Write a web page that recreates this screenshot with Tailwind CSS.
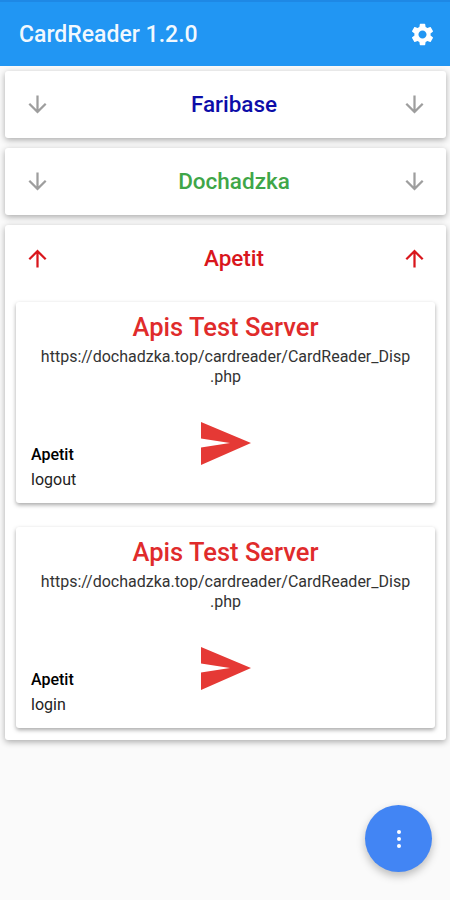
<!DOCTYPE html>
<html lang="en">
<head>
    <meta charset="UTF-8">
    <title>CardReader</title>
    <script src="https://cdn.jsdelivr.net/npm/@tailwindcss/browser@4"></script>
</head>
<body class="bg-[#fafafa] font-['Roboto',sans-serif]">
    <div class="relative w-[450px] h-[900px] overflow-hidden">
        <!-- App bar -->
        <header class="h-[66px] bg-[#2196f3] border-t-[2px] border-[#1e88e5] flex items-center justify-between pl-[19px] pr-[14px]">
            <h1 class="text-[23px] font-medium text-white/95 pt-[3px]">CardReader 1.2.0</h1>
            <svg class="w-[27px] h-[27px] fill-white" viewBox="0 0 24 24"><path d="M19.14 12.94c.04-.3.06-.61.06-.94 0-.32-.02-.64-.07-.94l2.03-1.58a.49.49 0 0 0 .12-.61l-1.92-3.32a.488.488 0 0 0-.59-.22l-2.39.96c-.5-.38-1.03-.7-1.62-.94l-.36-2.54a.484.484 0 0 0-.48-.41h-3.84c-.24 0-.43.17-.47.41l-.36 2.54c-.59.24-1.13.57-1.62.94l-2.39-.96c-.22-.08-.47 0-.59.22L2.74 8.87c-.12.21-.08.47.12.61l2.03 1.58c-.05.3-.09.63-.09.94s.02.64.07.94l-2.03 1.58a.49.49 0 0 0-.12.61l1.92 3.32c.12.22.37.29.59.22l2.39-.96c.5.38 1.03.7 1.62.94l.36 2.54c.05.24.24.41.48.41h3.84c.24 0 .44-.17.47-.41l.36-2.54c.59-.24 1.13-.56 1.62-.94l2.39.96c.22.08.47 0 .59-.22l1.92-3.32c.12-.22.07-.47-.12-.61l-2.01-1.58zM12 15.6c-1.98 0-3.6-1.62-3.6-3.6s1.62-3.6 3.6-3.6 3.6 1.62 3.6 3.6-1.62 3.6-3.6 3.6z"/></svg>
        </header>

        <div class="pl-[5px] pr-[4px] pt-[5px] flex flex-col gap-[10px]">
            <!-- Faribase -->
            <div class="h-[67px] bg-white rounded-[3px] shadow-[0_2px_6px_rgba(0,0,0,0.32)] flex items-center justify-between px-[18.5px]">
                <svg class="w-[27px] h-[27px] fill-[#9e9e9e]" viewBox="0 0 24 24"><path d="M20 12l-1.41-1.41L13 16.17V4h-2v12.17l-5.58-5.59L4 12l8 8 8-8z"/></svg>
                <span class="ml-[17px] pt-[1px] text-[22.5px] font-medium text-[#0d0da8]">Faribase</span>
                <svg class="w-[27px] h-[27px] fill-[#9e9e9e]" viewBox="0 0 24 24"><path d="M20 12l-1.41-1.41L13 16.17V4h-2v12.17l-5.58-5.59L4 12l8 8 8-8z"/></svg>
            </div>

            <!-- Dochadzka -->
            <div class="h-[67px] bg-white rounded-[3px] shadow-[0_2px_6px_rgba(0,0,0,0.32)] flex items-center justify-between px-[18.5px]">
                <svg class="w-[27px] h-[27px] fill-[#9e9e9e]" viewBox="0 0 24 24"><path d="M20 12l-1.41-1.41L13 16.17V4h-2v12.17l-5.58-5.59L4 12l8 8 8-8z"/></svg>
                <span class="ml-[17px] pt-[1px] text-[22.5px] font-medium text-[#3fa648]">Dochadzka</span>
                <svg class="w-[27px] h-[27px] fill-[#9e9e9e]" viewBox="0 0 24 24"><path d="M20 12l-1.41-1.41L13 16.17V4h-2v12.17l-5.58-5.59L4 12l8 8 8-8z"/></svg>
            </div>

            <!-- Apetit -->
            <div class="h-[515px] bg-white rounded-[3px] shadow-[0_2px_6px_rgba(0,0,0,0.32)]">
                <div class="h-[67px] flex items-center justify-between px-[18.5px]">
                    <svg class="w-[27px] h-[27px] fill-[#d9161c]" viewBox="0 0 24 24"><path d="M4 12l1.41 1.41L11 7.83V20h2V7.83l5.58 5.59L20 12l-8-8-8 8z"/></svg>
                    <span class="ml-[17px] text-[22.5px] font-medium text-[#d9161c]">Apetit</span>
                    <svg class="w-[27px] h-[27px] fill-[#d9161c]" viewBox="0 0 24 24"><path d="M4 12l1.41 1.41L11 7.83V20h2V7.83l5.58 5.59L20 12l-8-8-8 8z"/></svg>
                </div>

                <div class="ml-[11px] mr-[11px] mt-[10px] flex flex-col gap-[24px]">
                    <div class="h-[201px] bg-white rounded-[3px] shadow-[0_2px_4px_rgba(0,0,0,0.35)] pt-[9px] px-[15px]">
                        <div class="text-[25.5px] leading-[32px] font-medium text-[#e02b2b] text-center">Apis Test Server</div>
                        <div class="mt-[4px] text-[16px] leading-[19.5px] text-[#333] text-center">https://dochadzka.top/cardreader/CardReader_Disp<br>.php</div>
                        <div class="mt-[36px] flex items-start">
                            <div class="pt-[21px] w-[170px]">
                                <div class="text-[16px] leading-[24px] font-medium text-black">Apetit</div>
                                <div class="text-[16px] leading-[26px] text-[#222]">logout</div>
                            </div>
                            <svg class="w-[50px] h-[43px] fill-[#e53935]" viewBox="0 0 50 43"><path d="M0 0L50 21 0 43V25.5L29 21 0 16.5z"/></svg>
                        </div>
                    </div>

                    <div class="h-[201px] bg-white rounded-[3px] shadow-[0_2px_4px_rgba(0,0,0,0.35)] pt-[9px] px-[15px]">
                        <div class="text-[25.5px] leading-[32px] font-medium text-[#e02b2b] text-center">Apis Test Server</div>
                        <div class="mt-[4px] text-[16px] leading-[19.5px] text-[#333] text-center">https://dochadzka.top/cardreader/CardReader_Disp<br>.php</div>
                        <div class="mt-[36px] flex items-start">
                            <div class="pt-[21px] w-[170px]">
                                <div class="text-[16px] leading-[24px] font-medium text-black">Apetit</div>
                                <div class="text-[16px] leading-[26px] text-[#222]">login</div>
                            </div>
                            <svg class="w-[50px] h-[43px] fill-[#e53935]" viewBox="0 0 50 43"><path d="M0 0L50 21 0 43V25.5L29 21 0 16.5z"/></svg>
                        </div>
                    </div>
                </div>
            </div>
        </div>

        <!-- FAB -->
        <div class="absolute left-[365px] top-[805px] w-[67px] h-[67px] rounded-full bg-[#4285f4] shadow-[0_4px_8px_rgba(0,0,0,0.25)] flex flex-col items-center justify-center gap-[3px]">
            <span class="w-[4px] h-[4px] rounded-full bg-white"></span>
            <span class="w-[4px] h-[4px] rounded-full bg-white"></span>
            <span class="w-[4px] h-[4px] rounded-full bg-white"></span>
        </div>
    </div>
</body>
</html>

--

■ **Work to be completed**
Except for the pictures, reproduce every line exactly.

■ **Response**
Write a web page that recreates this screenshot with Tailwind CSS.
<!DOCTYPE html>
<html lang="en">
<head>
    <meta charset="UTF-8">
    <title>CardReader</title>
    <script src="https://cdn.jsdelivr.net/npm/@tailwindcss/browser@4"></script>
</head>
<body class="bg-[#fafafa] font-['Roboto',sans-serif]">
    <div class="relative w-[450px] h-[900px] overflow-hidden">
        <!-- App bar -->
        <header class="h-[66px] bg-[#2196f3] border-t-[2px] border-[#1e88e5] flex items-center justify-between pl-[19px] pr-[14px]">
            <h1 class="text-[23px] font-medium text-white/95 pt-[3px]">CardReader 1.2.0</h1>
            <svg class="w-[27px] h-[27px] fill-white" viewBox="0 0 24 24"><path d="M19.14 12.94c.04-.3.06-.61.06-.94 0-.32-.02-.64-.07-.94l2.03-1.58a.49.49 0 0 0 .12-.61l-1.92-3.32a.488.488 0 0 0-.59-.22l-2.39.96c-.5-.38-1.03-.7-1.62-.94l-.36-2.54a.484.484 0 0 0-.48-.41h-3.84c-.24 0-.43.17-.47.41l-.36 2.54c-.59.24-1.13.57-1.62.94l-2.39-.96c-.22-.08-.47 0-.59.22L2.74 8.87c-.12.21-.08.47.12.61l2.03 1.58c-.05.3-.09.63-.09.94s.02.64.07.94l-2.03 1.58a.49.49 0 0 0-.12.61l1.92 3.32c.12.22.37.29.59.22l2.39-.96c.5.38 1.03.7 1.62.94l.36 2.54c.05.24.24.41.48.41h3.84c.24 0 .44-.17.47-.41l.36-2.54c.59-.24 1.13-.56 1.62-.94l2.39.96c.22.08.47 0 .59-.22l1.92-3.32c.12-.22.07-.47-.12-.61l-2.01-1.58zM12 15.6c-1.98 0-3.6-1.62-3.6-3.6s1.62-3.6 3.6-3.6 3.6 1.62 3.6 3.6-1.62 3.6-3.6 3.6z"/></svg>
        </header>

        <div class="pl-[5px] pr-[4px] pt-[5px] flex flex-col gap-[10px]">
            <!-- Faribase -->
            <div class="h-[67px] bg-white rounded-[3px] shadow-[0_2px_6px_rgba(0,0,0,0.32)] flex items-center justify-between px-[18.5px]">
                <svg class="w-[27px] h-[27px] fill-[#9e9e9e]" viewBox="0 0 24 24"><path d="M20 12l-1.41-1.41L13 16.17V4h-2v12.17l-5.58-5.59L4 12l8 8 8-8z"/></svg>
                <span class="ml-[17px] pt-[1px] text-[22.5px] font-medium text-[#0d0da8]">Faribase</span>
                <svg class="w-[27px] h-[27px] fill-[#9e9e9e]" viewBox="0 0 24 24"><path d="M20 12l-1.41-1.41L13 16.17V4h-2v12.17l-5.58-5.59L4 12l8 8 8-8z"/></svg>
            </div>

            <!-- Dochadzka -->
            <div class="h-[67px] bg-white rounded-[3px] shadow-[0_2px_6px_rgba(0,0,0,0.32)] flex items-center justify-between px-[18.5px]">
                <svg class="w-[27px] h-[27px] fill-[#9e9e9e]" viewBox="0 0 24 24"><path d="M20 12l-1.41-1.41L13 16.17V4h-2v12.17l-5.58-5.59L4 12l8 8 8-8z"/></svg>
                <span class="ml-[17px] pt-[1px] text-[22.5px] font-medium text-[#3fa648]">Dochadzka</span>
                <svg class="w-[27px] h-[27px] fill-[#9e9e9e]" viewBox="0 0 24 24"><path d="M20 12l-1.41-1.41L13 16.17V4h-2v12.17l-5.58-5.59L4 12l8 8 8-8z"/></svg>
            </div>

            <!-- Apetit -->
            <div class="h-[515px] bg-white rounded-[3px] shadow-[0_2px_6px_rgba(0,0,0,0.32)]">
                <div class="h-[67px] flex items-center justify-between px-[18.5px]">
                    <svg class="w-[27px] h-[27px] fill-[#d9161c]" viewBox="0 0 24 24"><path d="M4 12l1.41 1.41L11 7.83V20h2V7.83l5.58 5.59L20 12l-8-8-8 8z"/></svg>
                    <span class="ml-[17px] text-[22.5px] font-medium text-[#d9161c]">Apetit</span>
                    <svg class="w-[27px] h-[27px] fill-[#d9161c]" viewBox="0 0 24 24"><path d="M4 12l1.41 1.41L11 7.83V20h2V7.83l5.58 5.59L20 12l-8-8-8 8z"/></svg>
                </div>

                <div class="ml-[11px] mr-[11px] mt-[10px] flex flex-col gap-[24px]">
                    <div class="h-[201px] bg-white rounded-[3px] shadow-[0_2px_4px_rgba(0,0,0,0.35)] pt-[9px] px-[15px]">
                        <div class="text-[25.5px] leading-[32px] font-medium text-[#e02b2b] text-center">Apis Test Server</div>
                        <div class="mt-[4px] text-[16px] leading-[19.5px] text-[#333] text-center">https://dochadzka.top/cardreader/CardReader_Disp<br>.php</div>
                        <div class="mt-[36px] flex items-start">
                            <div class="pt-[21px] w-[170px]">
                                <div class="text-[16px] leading-[24px] font-medium text-black">Apetit</div>
                                <div class="text-[16px] leading-[26px] text-[#222]">logout</div>
                            </div>
                            <svg class="w-[50px] h-[43px] fill-[#e53935]" viewBox="0 0 50 43"><path d="M0 0L50 21 0 43V25.5L29 21 0 16.5z"/></svg>
                        </div>
                    </div>

                    <div class="h-[201px] bg-white rounded-[3px] shadow-[0_2px_4px_rgba(0,0,0,0.35)] pt-[9px] px-[15px]">
                        <div class="text-[25.5px] leading-[32px] font-medium text-[#e02b2b] text-center">Apis Test Server</div>
                        <div class="mt-[4px] text-[16px] leading-[19.5px] text-[#333] text-center">https://dochadzka.top/cardreader/CardReader_Disp<br>.php</div>
                        <div class="mt-[36px] flex items-start">
                            <div class="pt-[21px] w-[170px]">
                                <div class="text-[16px] leading-[24px] font-medium text-black">Apetit</div>
                                <div class="text-[16px] leading-[26px] text-[#222]">login</div>
                            </div>
                            <svg class="w-[50px] h-[43px] fill-[#e53935]" viewBox="0 0 50 43"><path d="M0 0L50 21 0 43V25.5L29 21 0 16.5z"/></svg>
                        </div>
                    </div>
                </div>
            </div>
        </div>

        <!-- FAB -->
        <div class="absolute left-[365px] top-[805px] w-[67px] h-[67px] rounded-full bg-[#4285f4] shadow-[0_4px_8px_rgba(0,0,0,0.25)] flex flex-col items-center justify-center gap-[3px]">
            <span class="w-[4px] h-[4px] rounded-full bg-white"></span>
            <span class="w-[4px] h-[4px] rounded-full bg-white"></span>
            <span class="w-[4px] h-[4px] rounded-full bg-white"></span>
        </div>
    </div>
</body>
</html>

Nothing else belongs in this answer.